Police officers forcibly restrain a protester at U.S. Republican presidential candidate Donald Trump's campaign rally in Fayetteville, North Carolina, March 9, 2016.

The result was an atmosphere in which politicians were branded as traitors for working with each other, and the problem has grown during Obama’s presidency.

“We've seen a similar process of blowing up government, trying to make everything that it does look ugly along the way, voting in unison against anything that Barack Obama proposed because he's Barack Obama.”

Bill Galston, a senior fellow in governance studies at the Brookings Institution, says that while dysfunction in the party is certainly one of the issues at play, he sees voters directing their anger internally.

“The Republican party has tried to use the anger of working class whites for its own purposes, but that strategy turned out to be short sighted,” he said.

“The Republican establishment was toying with them, was not really doing anything to meet their objectives and needs, which have much more to do with their economic well-being than with foreign policy or social and cultural issues.”

Republican presidential candidate Sen. Ted Cruz of Texas calls upon his supporters get out the vote during Mississippi's primary Tuesday, during a campaign stop in Florence, Miss., March 7, 2016.
Republican presidential candidate Sen. Ted Cruz of Texas calls upon his supporters get out the vote during Mississippi's primary Tuesday, during a campaign stop in Florence, Miss., March 7, 2016.

One Trump challenger, Texas Senator Ted Cruz, has condemned the violence at his opponent’s rallies but acknowledged the anti-establishment sentiment among voters. Cruz said anger within the Republican party is directed at the president’s failure of leadership and the Washington establishment’s close ties with “the rich and powerful.”

“Barack Obama’s a world class demagogue. That language there is designed to divide us,” Cruz said in an interview with NBC’s Meet the Press Sunday.
The divisive language leads voters to seek unorthodox solutions.
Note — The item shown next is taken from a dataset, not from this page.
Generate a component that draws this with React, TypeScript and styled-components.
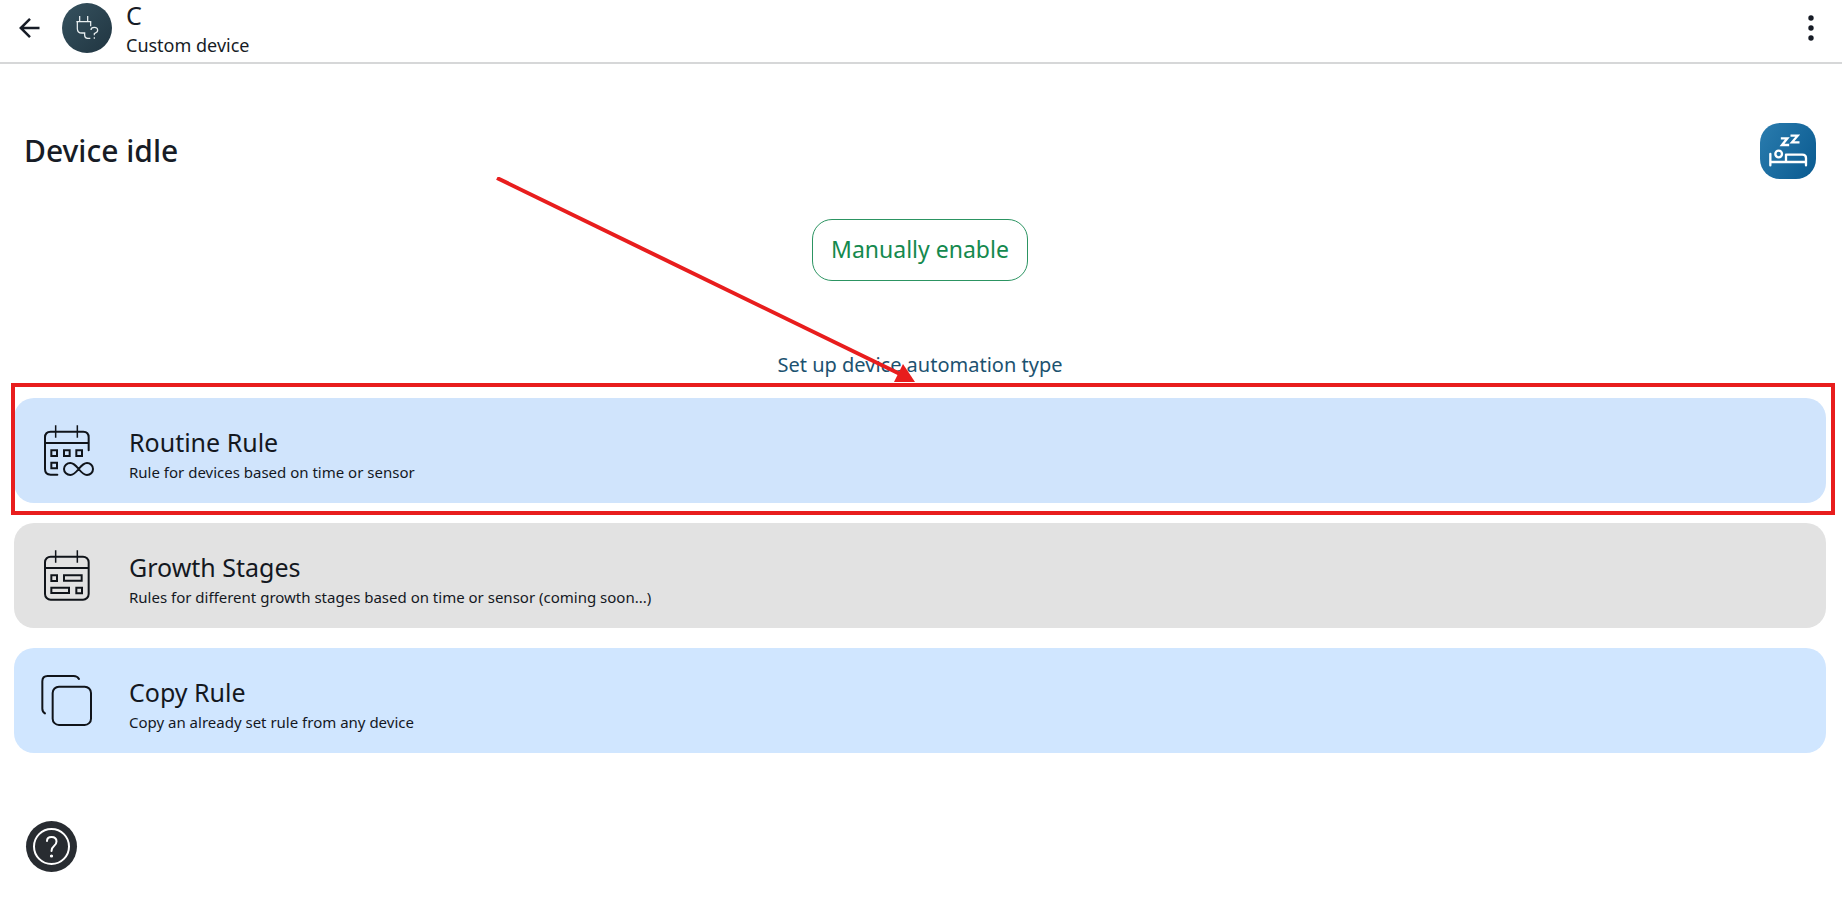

“When a democratic political system, which depends in the last analysis on the ability of elected representatives to discuss their differences with one another and the American people, if such a system loses that capacity it's lost something very important and we need to think hard about how to regain it,” said Galston.

While the leadership in both parties seeks a place to lay blame, a more practical question has emerged: can a politician be held personally responsible for the impact their rhetoric has on supporters?

Local police are looking into charging Trump with inciting a riot at one of his rallies in North Carolina. Before the confrontations in Chicago, Trump routinely encouraged security and supporters to rough up protesters, and he used violent language to encourage his crowds.

“One of the reasons there’s so much energy at these events is that you have an aspiring political leader inflaming tensions and appealing to people’s darker impulses and capitalizing on their anxieties,” Earnest said.

Ornstein said Trump’s exploitation of the anger and frustration among his supporters “crosses the line for what we expect to see in a political process that has plenty of rough discourse and always has, but there are boundaries and we’ve crossed those boundaries.”

He said he doesn’t expect to see a lessening of the tension at Trump’s rallies anytime soon.